* _WRITTEN PROBLEM_
Look through the material below. Copy every line with the string "index" in it.

┌─ DATA PROVIDED

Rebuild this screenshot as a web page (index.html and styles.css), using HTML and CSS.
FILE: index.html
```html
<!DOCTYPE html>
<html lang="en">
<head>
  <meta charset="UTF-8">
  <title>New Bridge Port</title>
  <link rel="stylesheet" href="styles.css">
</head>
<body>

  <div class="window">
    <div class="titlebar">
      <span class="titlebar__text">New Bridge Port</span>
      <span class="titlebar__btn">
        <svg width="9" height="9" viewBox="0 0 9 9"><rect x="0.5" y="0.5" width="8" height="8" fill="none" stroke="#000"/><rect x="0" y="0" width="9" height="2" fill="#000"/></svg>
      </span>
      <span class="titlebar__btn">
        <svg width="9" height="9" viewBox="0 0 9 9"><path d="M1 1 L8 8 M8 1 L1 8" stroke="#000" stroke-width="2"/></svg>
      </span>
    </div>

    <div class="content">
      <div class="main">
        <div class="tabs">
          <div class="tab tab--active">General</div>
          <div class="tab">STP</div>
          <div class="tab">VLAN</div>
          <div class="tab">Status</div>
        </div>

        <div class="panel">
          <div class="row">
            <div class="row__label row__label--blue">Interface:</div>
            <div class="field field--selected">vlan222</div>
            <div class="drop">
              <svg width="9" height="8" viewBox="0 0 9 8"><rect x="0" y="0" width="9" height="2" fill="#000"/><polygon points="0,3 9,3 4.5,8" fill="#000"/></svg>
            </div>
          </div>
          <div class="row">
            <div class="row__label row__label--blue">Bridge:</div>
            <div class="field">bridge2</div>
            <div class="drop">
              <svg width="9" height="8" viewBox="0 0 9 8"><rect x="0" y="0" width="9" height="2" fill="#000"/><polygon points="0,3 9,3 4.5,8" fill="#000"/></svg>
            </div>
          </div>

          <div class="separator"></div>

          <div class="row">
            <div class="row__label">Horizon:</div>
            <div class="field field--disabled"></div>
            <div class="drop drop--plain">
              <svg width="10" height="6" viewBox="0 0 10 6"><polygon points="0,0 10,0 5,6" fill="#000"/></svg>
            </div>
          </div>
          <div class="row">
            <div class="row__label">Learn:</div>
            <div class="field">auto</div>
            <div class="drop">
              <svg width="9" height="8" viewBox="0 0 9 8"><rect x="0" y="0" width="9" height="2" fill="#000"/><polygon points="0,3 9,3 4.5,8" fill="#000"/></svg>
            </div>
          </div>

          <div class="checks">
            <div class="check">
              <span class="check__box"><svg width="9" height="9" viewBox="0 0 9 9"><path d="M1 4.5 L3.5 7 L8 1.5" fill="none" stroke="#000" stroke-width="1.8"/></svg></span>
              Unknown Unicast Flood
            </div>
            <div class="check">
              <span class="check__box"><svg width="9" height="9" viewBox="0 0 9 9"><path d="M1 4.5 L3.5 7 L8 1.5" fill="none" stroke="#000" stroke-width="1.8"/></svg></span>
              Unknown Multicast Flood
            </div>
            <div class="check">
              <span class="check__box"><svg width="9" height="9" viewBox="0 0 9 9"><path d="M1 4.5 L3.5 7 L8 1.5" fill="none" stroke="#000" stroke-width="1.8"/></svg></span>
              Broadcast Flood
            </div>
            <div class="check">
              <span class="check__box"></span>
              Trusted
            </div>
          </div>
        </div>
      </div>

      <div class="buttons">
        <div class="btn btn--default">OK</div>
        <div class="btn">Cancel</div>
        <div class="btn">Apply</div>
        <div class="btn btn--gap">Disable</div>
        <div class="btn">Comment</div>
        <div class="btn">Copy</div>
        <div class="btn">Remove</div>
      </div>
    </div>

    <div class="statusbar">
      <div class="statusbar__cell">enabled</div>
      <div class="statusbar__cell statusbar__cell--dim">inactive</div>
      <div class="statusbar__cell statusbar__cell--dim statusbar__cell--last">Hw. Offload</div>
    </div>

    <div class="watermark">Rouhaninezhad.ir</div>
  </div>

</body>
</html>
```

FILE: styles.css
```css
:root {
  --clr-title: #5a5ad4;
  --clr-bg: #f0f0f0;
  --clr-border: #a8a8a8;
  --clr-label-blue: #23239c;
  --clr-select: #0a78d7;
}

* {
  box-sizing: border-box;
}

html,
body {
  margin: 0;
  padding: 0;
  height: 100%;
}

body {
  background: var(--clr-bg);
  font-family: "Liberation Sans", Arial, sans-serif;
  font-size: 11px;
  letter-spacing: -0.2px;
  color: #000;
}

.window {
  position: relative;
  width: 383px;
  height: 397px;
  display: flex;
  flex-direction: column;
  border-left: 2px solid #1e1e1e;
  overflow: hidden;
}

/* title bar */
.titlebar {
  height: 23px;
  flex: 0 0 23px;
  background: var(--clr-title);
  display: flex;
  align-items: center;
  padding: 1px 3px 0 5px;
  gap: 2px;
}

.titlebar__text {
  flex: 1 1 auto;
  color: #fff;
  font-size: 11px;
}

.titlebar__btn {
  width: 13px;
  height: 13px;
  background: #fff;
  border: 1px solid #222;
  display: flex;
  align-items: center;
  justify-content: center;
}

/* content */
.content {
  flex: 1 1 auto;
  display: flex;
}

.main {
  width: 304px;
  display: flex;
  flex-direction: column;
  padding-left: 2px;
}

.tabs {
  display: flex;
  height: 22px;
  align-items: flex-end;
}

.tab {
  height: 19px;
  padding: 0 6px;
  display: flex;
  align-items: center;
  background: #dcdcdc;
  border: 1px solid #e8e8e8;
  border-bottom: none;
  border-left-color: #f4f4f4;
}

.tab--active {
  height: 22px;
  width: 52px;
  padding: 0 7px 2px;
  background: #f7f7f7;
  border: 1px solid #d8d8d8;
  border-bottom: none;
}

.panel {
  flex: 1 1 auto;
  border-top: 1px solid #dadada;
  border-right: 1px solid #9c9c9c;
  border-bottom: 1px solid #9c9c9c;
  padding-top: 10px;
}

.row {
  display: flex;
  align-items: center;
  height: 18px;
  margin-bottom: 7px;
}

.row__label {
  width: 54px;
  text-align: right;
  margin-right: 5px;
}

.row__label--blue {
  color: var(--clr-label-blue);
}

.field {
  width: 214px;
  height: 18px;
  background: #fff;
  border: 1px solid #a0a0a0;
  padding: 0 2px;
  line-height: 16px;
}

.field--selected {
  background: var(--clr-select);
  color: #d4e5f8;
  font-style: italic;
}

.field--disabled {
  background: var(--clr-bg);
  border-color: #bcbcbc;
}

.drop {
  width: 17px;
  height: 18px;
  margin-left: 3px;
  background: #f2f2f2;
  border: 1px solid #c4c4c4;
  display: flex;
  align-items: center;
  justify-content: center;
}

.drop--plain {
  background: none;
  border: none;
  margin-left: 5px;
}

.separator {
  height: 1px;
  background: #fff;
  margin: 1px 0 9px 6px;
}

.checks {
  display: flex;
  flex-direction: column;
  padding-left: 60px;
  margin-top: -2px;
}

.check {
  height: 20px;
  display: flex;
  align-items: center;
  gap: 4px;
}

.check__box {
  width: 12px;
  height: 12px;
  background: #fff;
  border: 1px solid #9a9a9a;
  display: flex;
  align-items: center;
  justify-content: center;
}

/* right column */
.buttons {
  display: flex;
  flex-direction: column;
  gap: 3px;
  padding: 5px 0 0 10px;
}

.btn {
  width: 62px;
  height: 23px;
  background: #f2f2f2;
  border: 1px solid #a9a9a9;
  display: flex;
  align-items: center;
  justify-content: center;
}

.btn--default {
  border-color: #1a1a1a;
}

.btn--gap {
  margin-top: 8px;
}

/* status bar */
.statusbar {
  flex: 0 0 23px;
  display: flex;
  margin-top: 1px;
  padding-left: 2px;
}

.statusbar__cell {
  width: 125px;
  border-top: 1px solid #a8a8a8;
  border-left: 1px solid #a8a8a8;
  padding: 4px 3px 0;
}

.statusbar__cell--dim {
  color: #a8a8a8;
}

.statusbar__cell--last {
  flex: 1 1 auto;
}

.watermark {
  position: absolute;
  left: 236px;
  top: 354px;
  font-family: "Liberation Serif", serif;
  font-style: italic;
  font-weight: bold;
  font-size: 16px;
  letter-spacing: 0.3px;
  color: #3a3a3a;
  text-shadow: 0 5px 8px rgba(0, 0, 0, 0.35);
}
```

└─

* _EXERCISE RESULT_
Rebuild this screenshot as a web page (index.html and styles.css), using HTML and CSS.
FILE: index.html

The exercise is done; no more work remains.